Synoptic description of site:

Sandstone/boulder clay cliff; intertidal rocky spit (Lower Cretaceous Grit) with striking gradients of exposure including circalittoral expansion; ; large sandy beach.

Extensive description of site:

Filey Brigg is a long spit of rock (Lower Cretaceous Grit) which limits Filey Bay, a sand beach in the South. The Brigg dips to the South, with the steep North side taking heavy weather and sheltering the bay creating striking gradients of exposure including circalittoral expansion. Low vertical walls of sandstone at the base of boulder clay are easily weathered. Turbidity is influenced by the clay in bad weather.
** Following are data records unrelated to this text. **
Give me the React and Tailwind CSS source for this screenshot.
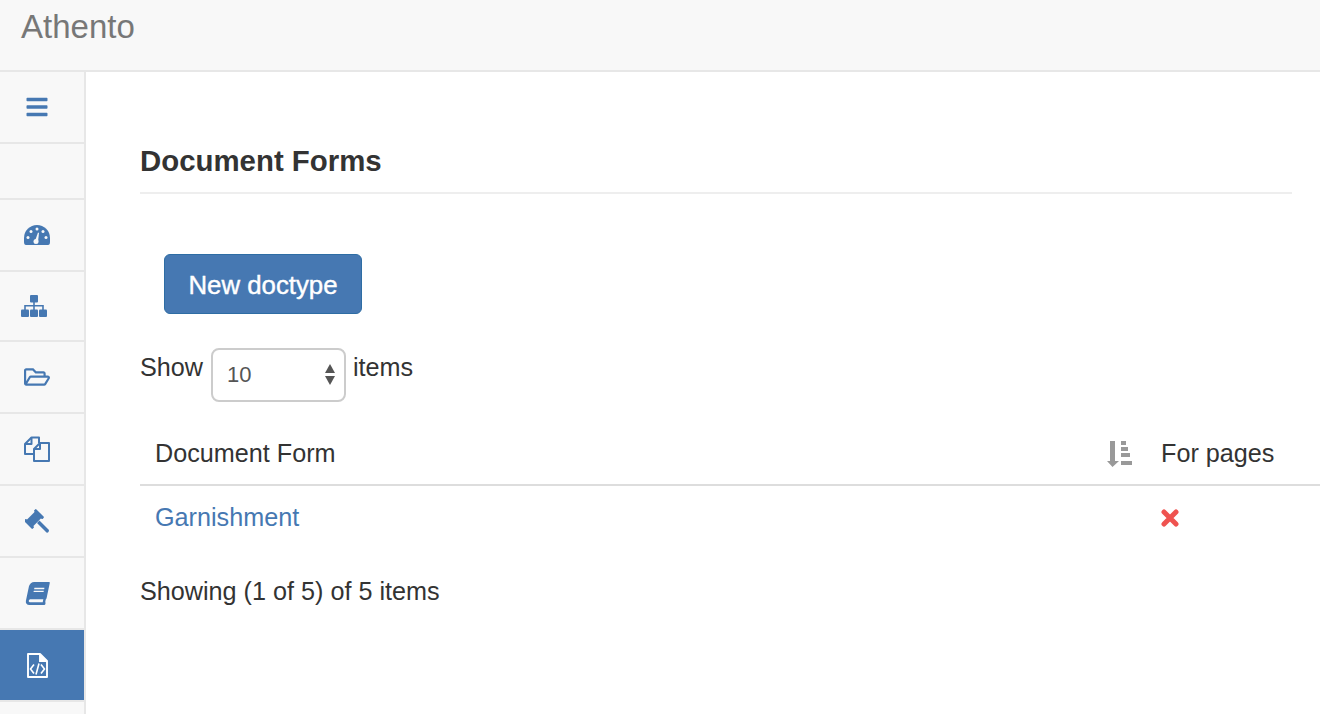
import { FaBars, FaRegFolderOpen, FaBook } from "react-icons/fa";

function GaugeIcon({ className }) {
  return (
    <svg viewBox="0 0 26 20" className={className}>
      <path fill="currentColor" d="M2 20Q0 20 0 17V13A13 13 0 0 1 26 13V17Q26 20 24 20Z" />
      <g fill="#f8f8f8">
        <circle cx="4" cy="12.500" r="1.500" />
        <circle cx="7" cy="6.500" r="1.500" />
        <circle cx="13" cy="4" r="1.500" />
        <circle cx="19" cy="6.500" r="1.500" />
        <circle cx="22" cy="12.500" r="1.500" />
        <circle cx="12" cy="16.500" r="2.500" />
        <path d="M11 16L14 7.500L15 8L14 17Z" />
      </g>
    </svg>
  );
}

function SitemapIcon({ className }) {
  return (
    <svg viewBox="0 0 26 22" className={className} fill="currentColor">
      <rect x="9" y="0" width="8" height="7.500" rx="1" />
      <rect x="0" y="14.500" width="8" height="7.500" rx="1" />
      <rect x="9" y="14.500" width="8" height="7.500" rx="1" />
      <rect x="18" y="14.500" width="8" height="7.500" rx="1" />
      <path d="M12.200 6H13.800V10H22.800V16H21.200V11.500H13.800V16H12.200V11.500H4.800V16H3.200V10H12.200Z" />
    </svg>
  );
}

function FilesIcon({ className }) {
  return (
    <svg viewBox="0 0 26 26" className={className} fill="none" stroke="currentColor" strokeWidth="2" strokeLinejoin="round">
      <path d="M15 7V1.500H7.500L1 8V18H10" />
      <path d="M7.500 1.500V8H1" />
      <path d="M16 7H25V25H10V13Z" />
      <path d="M16 7V13H10" />
    </svg>
  );
}

function GavelIcon({ className }) {
  return (
    <svg viewBox="0 0 24 24" className={className} fill="currentColor">
      <g transform="rotate(-45 9 10)">
        <rect x="2" y="5.500" width="14" height="9" />
        <rect x="0.500" y="4" width="3" height="12" rx="1" />
        <rect x="14.500" y="4" width="3" height="12" rx="1" />
      </g>
      <path d="M12 14L21.500 23.500Q22.500 24 23.500 23L24 21.500Q24 20.500 23 20L14.500 11.500Z" />
    </svg>
  );
}

function CodeFileIcon({ className }) {
  return (
    <svg viewBox="0 0 21 25" className={className} fill="none" stroke="currentColor" strokeWidth="1.900">
      <path d="M1 1H13L20 8V24H1Z" strokeLinejoin="round" />
      <path d="M13 1V8H20" fill="currentColor" />
      <path d="M7 11.500L3.500 16L7 20.500M14 11.500L17.500 16L14 20.500M12 10.500L9 21.500" strokeWidth="1.600" />
    </svg>
  );
}

function SortIcon({ className }) {
  return (
    <svg viewBox="0 0 25 26" className={className} fill="currentColor">
      <path d="M3 0H8V20H12L5.500 26L0 20H3Z" />
      <rect x="14" y="0" width="5" height="4" />
      <rect x="14" y="6" width="7" height="4" />
      <rect x="14" y="12" width="9" height="4" />
      <rect x="14" y="20" width="11" height="4" />
    </svg>
  );
}

const navItems = [
  { icon: GaugeIcon, size: "w-[26px] h-[20px]", height: "h-[72px]" },
  { icon: SitemapIcon, size: "w-[26px] h-[22px] -translate-x-[3px]", height: "h-[70px]" },
  { icon: FaRegFolderOpen, size: "text-[26px]", height: "h-[72px]" },
  { icon: FilesIcon, size: "w-[26px] h-[26px]", height: "h-[72px]" },
  { icon: GavelIcon, size: "w-[24px] h-[24px]", height: "h-[72px]" },
  { icon: FaBook, size: "text-[23px] -skew-x-12", height: "h-[72px]" },
  { icon: CodeFileIcon, size: "w-[21px] h-[25px]", height: "h-[72px]", active: true },
];

export default function App() {
  return (
    <div className="h-[714px] overflow-hidden bg-white font-['Liberation_Sans',sans-serif] text-[#333]">
      <header className="h-[72px] border-b-2 border-[#e7e7e7] bg-[#f8f8f8] px-[21px] pt-[8px]">
        <span className="text-[33px] leading-[37px] text-[#777]">Athento</span>
      </header>

      <div className="flex">
        <aside className="h-[642px] w-[86px] shrink-0 border-r-2 border-[#e7e7e7] bg-[#f8f8f8]">
          <div className="flex h-[72px] items-center justify-center border-b-2 border-[#e7e7e7] pr-[10px] text-[#4678b2]">
            <FaBars className="text-[24px]" />
          </div>
          <div className="h-[56px] border-b-2 border-[#e7e7e7]" />
          {navItems.map(({ icon: Icon, size, height, active }, i) => (
            <div
              key={i}
              className={`flex items-center justify-center border-b-2 border-[#e7e7e7] pr-[10px] ${height} ${
                active ? "bg-[#4678b2] text-white" : "text-[#4678b2]"
              }`}
            >
              <Icon className={size} />
            </div>
          ))}
        </aside>

        <main className="min-w-0 flex-1 pl-[54px] pr-[28px]">
          <h2 className="mt-[71px] border-b-2 border-[#eee] pb-[14px] text-[29.400px] font-bold leading-[35px] text-[#333]">
            Document Forms
          </h2>

          <button className="ml-[24px] mt-[60px] block h-[60px] w-[198px] rounded-[6px] border border-[#2e6da4] bg-[#4678b2] pt-[3px] text-[25.800px] font-normal text-white [-webkit-text-stroke:0.4px_white]">
            New doctype
          </button>

          <div className="mt-[34px] flex h-[54px] items-start text-[25.200px] leading-[38px]">
            <span>Show</span>
            <div className="relative ml-[8px] mr-[7px] flex h-[54px] w-[135px] items-center rounded-[8px] border-2 border-[#ccc] pl-[14px] text-[22px] text-[#555]">
              10
              <div className="absolute right-[9px] top-[14px] flex flex-col gap-[3px]">
                <span className="h-0 w-0 border-x-[5px] border-b-[9px] border-x-transparent border-b-[#555]" />
                <span className="h-0 w-0 border-x-[5px] border-t-[9px] border-x-transparent border-t-[#555]" />
              </div>
            </div>
            <span>items</span>
          </div>

          <table className="mt-[22px] w-[1180px] max-w-none text-[25.200px]">
            <thead>
              <tr className="h-[61px] border-b-2 border-[#ddd]">
                <th className="pl-[15px] text-left font-normal">Document Form</th>
                <th className="w-[54px] font-normal">
                  <SortIcon className="h-[26px] w-[25px] text-[#999]" />
                </th>
                <th className="w-[159px] text-left font-normal">For pages</th>
              </tr>
            </thead>
            <tbody>
              <tr className="h-[65px]">
                <td className="pl-[15px] text-[#4678b2]">Garnishment</td>
                <td />
                <td className="text-[#ef5350]">
                  <svg viewBox="0 0 18 18" className="h-[18px] w-[18px]" stroke="currentColor" strokeWidth="5" strokeLinecap="round">
                    <path d="M3 3L15 15M15 3L3 15" />
                  </svg>
                </td>
              </tr>
            </tbody>
          </table>

          <p className="mt-[23px] text-[25.200px] leading-[36px]">Showing (1 of 5) of 5 items</p>
        </main>
      </div>
    </div>
  );
}
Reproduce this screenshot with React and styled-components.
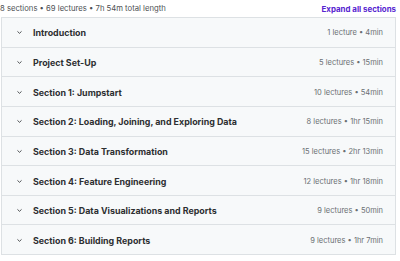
import React from "react";
import styled, { createGlobalStyle } from "styled-components";

const Global = createGlobalStyle`
  html, body { margin: 0; padding: 0; background: #fff; }
  body { font-family: Inter, "Noto Sans", sans-serif; }
`;

const Wrap = styled.div`
  width: 400px;
  padding: 0 4px 0 1px;
  box-sizing: border-box;
`;

const Header = styled.div`
  display: flex;
  justify-content: space-between;
  align-items: center;
  height: 17px;
  margin-left: -1px;
  margin-right: -4px;
`;

const Summary = styled.span`
  font-size: 7.7px;
  color: #4d5053;
`;

const ExpandLink = styled.a`
  font-size: 7.9px;
  font-weight: 700;
  color: #5624d0;
  text-decoration: none;
  padding-right: 4px;
`;

const List = styled.div`
  border: 1px solid #dde1e4;
  border-bottom: none;
`;

const Row = styled.div`
  display: flex;
  align-items: center;
  height: 28.65px;
  padding: 0 12px 0 14px;
  background: #f7f9fa;
  border-bottom: 1px solid #dde1e4;
`;

const Chevron = styled.svg`
  width: 7px;
  height: 7px;
  flex: none;
  margin-right: 10px;
  margin-top: 1px;
`;

const Title = styled.span`
  flex: 1;
  font-size: 8.9px;
  font-weight: 700;
  color: #2d2f31;
  margin-top: 1px;
`;

const Meta = styled.span`
  font-size: 7.5px;
  color: #6a6f73;
  white-space: nowrap;
  margin-top: 1px;
`;

const sections = [
  ["Introduction", "1 lecture • 4min"],
  ["Project Set-Up", "5 lectures • 15min"],
  ["Section 1: Jumpstart", "10 lectures • 54min"],
  ["Section 2: Loading, Joining, and Exploring Data", "8 lectures • 1hr 15min"],
  ["Section 3: Data Transformation", "15 lectures • 2hr 13min"],
  ["Section 4: Feature Engineering", "12 lectures • 1hr 18min"],
  ["Section 5: Data Visualizations and Reports", "9 lectures • 50min"],
  ["Section 6: Building Reports", "9 lectures • 1hr 7min"],
];

export default function App() {
  return (
    <>
      <Global />
      <Wrap>
        <Header>
          <Summary>8 sections • 69 lectures • 7h 54m total length</Summary>
          <ExpandLink href="#">Expand all sections</ExpandLink>
        </Header>
        <List>
          {sections.map(([t, m]) => (
            <Row key={t}>
              <Chevron viewBox="0 0 10 10">
                <path d="M2.5 3.8 L5 6.2 L7.5 3.8" fill="none" stroke="#3e4143" strokeWidth="1.3" strokeLinecap="round" strokeLinejoin="round" />
              </Chevron>
              <Title>{t}</Title>
              <Meta>{m}</Meta>
            </Row>
          ))}
        </List>
      </Wrap>
    </>
  );
}
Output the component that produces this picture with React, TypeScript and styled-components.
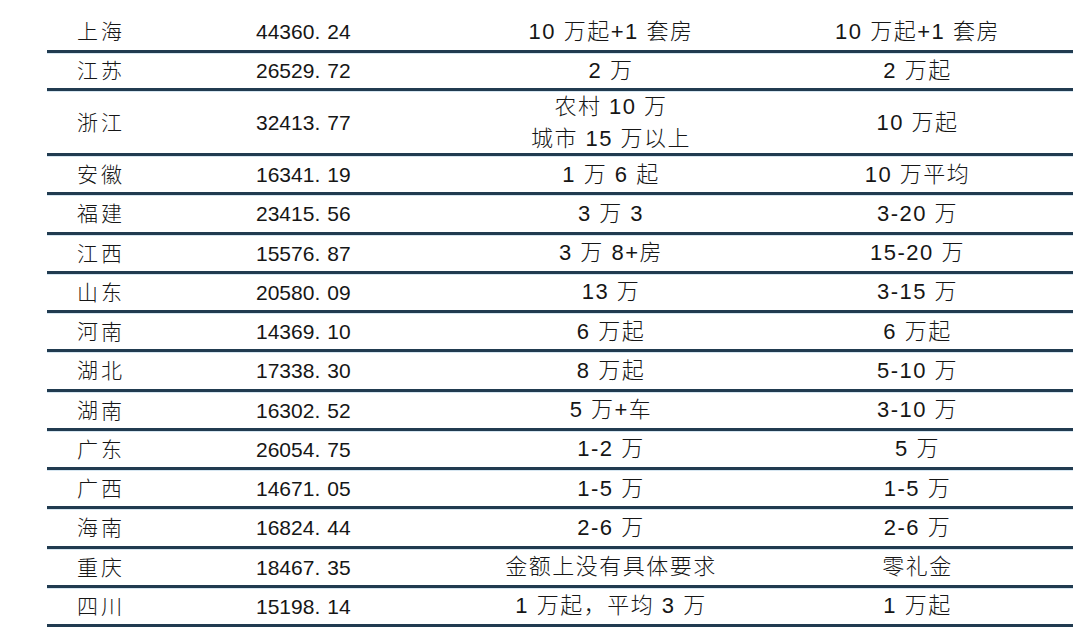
import React from 'react';
import styled, {createGlobalStyle} from "styled-components";

type Row = {
    province: string;
    income: string;
    rural: string[];
    city: string;
    tall?: boolean;
};

const rows: Row[] = [
    {province: '上海', income: '44360.24', rural: ['10 万起+1 套房'], city: '10 万起+1 套房'},
    {province: '江苏', income: '26529.72', rural: ['2 万'], city: '2 万起'},
    {province: '浙江', income: '32413.77', rural: ['农村 10 万', '城市 15 万以上'], city: '10 万起', tall: true},
    {province: '安徽', income: '16341.19', rural: ['1 万 6 起'], city: '10 万平均'},
    {province: '福建', income: '23415.56', rural: ['3 万 3'], city: '3-20 万'},
    {province: '江西', income: '15576.87', rural: ['3 万 8+房'], city: '15-20 万'},
    {province: '山东', income: '20580.09', rural: ['13 万'], city: '3-15 万'},
    {province: '河南', income: '14369.10', rural: ['6 万起'], city: '6 万起'},
    {province: '湖北', income: '17338.30', rural: ['8 万起'], city: '5-10 万'},
    {province: '湖南', income: '16302.52', rural: ['5 万+车'], city: '3-10 万'},
    {province: '广东', income: '26054.75', rural: ['1-2 万'], city: '5 万'},
    {province: '广西', income: '14671.05', rural: ['1-5 万'], city: '1-5 万'},
    {province: '海南', income: '16824.44', rural: ['2-6 万'], city: '2-6 万'},
    {province: '重庆', income: '18467.35', rural: ['金额上没有具体要求'], city: '零礼金'},
    {province: '四川', income: '15198.14', rural: ['1 万起，平均 3 万'], city: '1 万起'},
];

// row heights so that the rules land where they do in the scan
const rowHeight = (index: number, tall?: boolean) => {
    if (tall) return 65;
    if (index === 1) return 38.5;
    return 39.25;
};

const App = () => {
    return (
        <>
            <GlobalStyle/>
            <Page>
                <Table>
                    {rows.map((row, index) => {
                        const [whole, fraction] = row.income.split('.');
                        return (
                            <TableRow key={row.province} style={{height: `${rowHeight(index, row.tall)}px`}}>
                                <ProvinceCell>{row.province}</ProvinceCell>
                                <NumberCell>
                                    {whole}<Dot>.</Dot>{fraction}
                                </NumberCell>
                                <CenterCell>
                                    {row.rural.map((line) => (
                                        <Line key={line}>{line}</Line>
                                    ))}
                                </CenterCell>
                                <CenterCell>{row.city}</CenterCell>
                            </TableRow>
                        );
                    })}
                </Table>
            </Page>
        </>
    );
};

const GlobalStyle = createGlobalStyle`
  html, body {
    margin: 0;
    padding: 0;
    background: #ffffff;
  }
  body {
    font-family: "Liberation Sans", "Noto Sans CJK SC", sans-serif;
    color: #161616;
  }
`;

const Page = styled.div`
  width: 1077px;
  height: 627px;
  overflow: hidden;
  padding: 13.25px 0 0 47px;
  box-sizing: border-box;
  background: #ffffff;
`;

const Table = styled.div`
  width: 1026px;
  display: flex;
  flex-direction: column;
`;

const TableRow = styled.div`
  display: grid;
  grid-template-columns: 183px 230px 302px 311px;
  box-sizing: border-box;
  border-bottom: 3px solid #213b50;
  box-shadow: 0 1px 0 #d6e6f1;
`;

const Cell = styled.div`
  display: flex;
  align-items: center;
  font-size: 21px;
  line-height: 1;
  font-weight: 300;
  padding-top: 1px;
`;

const ProvinceCell = styled(Cell)`
  padding-left: 30px;
  letter-spacing: 3px;
`;

const NumberCell = styled(Cell)`
  padding-left: 26px;
`;

const Dot = styled.span`
  margin-right: 7px;
`;

const CenterCell = styled(Cell)`
  flex-direction: column;
  justify-content: center;
  font-size: 22px;
  letter-spacing: 1.5px;
  gap: 10px;
`;

const Line = styled.span`
  display: block;
  text-align: center;
`;

export default App;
Filey Bay itself is an extensive plain of tide-swept sands with ripples, waves and dunes.

Habitats present:
Littoral XX
Sublittoral XX
Seagrass beds 

Description of fauna and flora:

The exposed North side of the Brigg differs from the South sheltered side by sparse fucoids with patches of Mastocapus stellatus. The Southern side harbours a higher diversity of plants and animals with a lower shore which is partly silted. A kelp forest develops there and circalittoral rock is occupied by hydroids and bryozoans. Filey Bay has mostly fine sands with sparse crustacean and polychaete communities.

Human impact:

There are no industrial activities in the area and all sewage is discharged through a modern treatment plant. A traditional fishery has operated since the 12th century, with only very few small boats remaining. Filey Bay has sea walls and there is a concrete pathway, which runs from the bay to the Brigg and attracts students who collect plants and animals. The beach is popular but with very little nautical activities and not much bathing.


All facilities for marine biodiversity research are available on the University of Hull Scarborough Campus and on the Hull Campus at the Institute of Estuarine and Coastal Studies (Department of Biological Sciences).

Available database and website:

The University of Hull and other British Universities together with the London Natural History Museum have been collecting data for decades and made it accessible to English Nature which manages the area. Information has been compiled in the Marine Nature Conservation Review and in the JNCC Coastal Directories (EC BioMar-Life programmes).

Commitment and ongoing research:

The University of Hull (Institute of Estuarine and Coastal Studies) and its branch at Scarborough undertake biodiversity-related research in the area.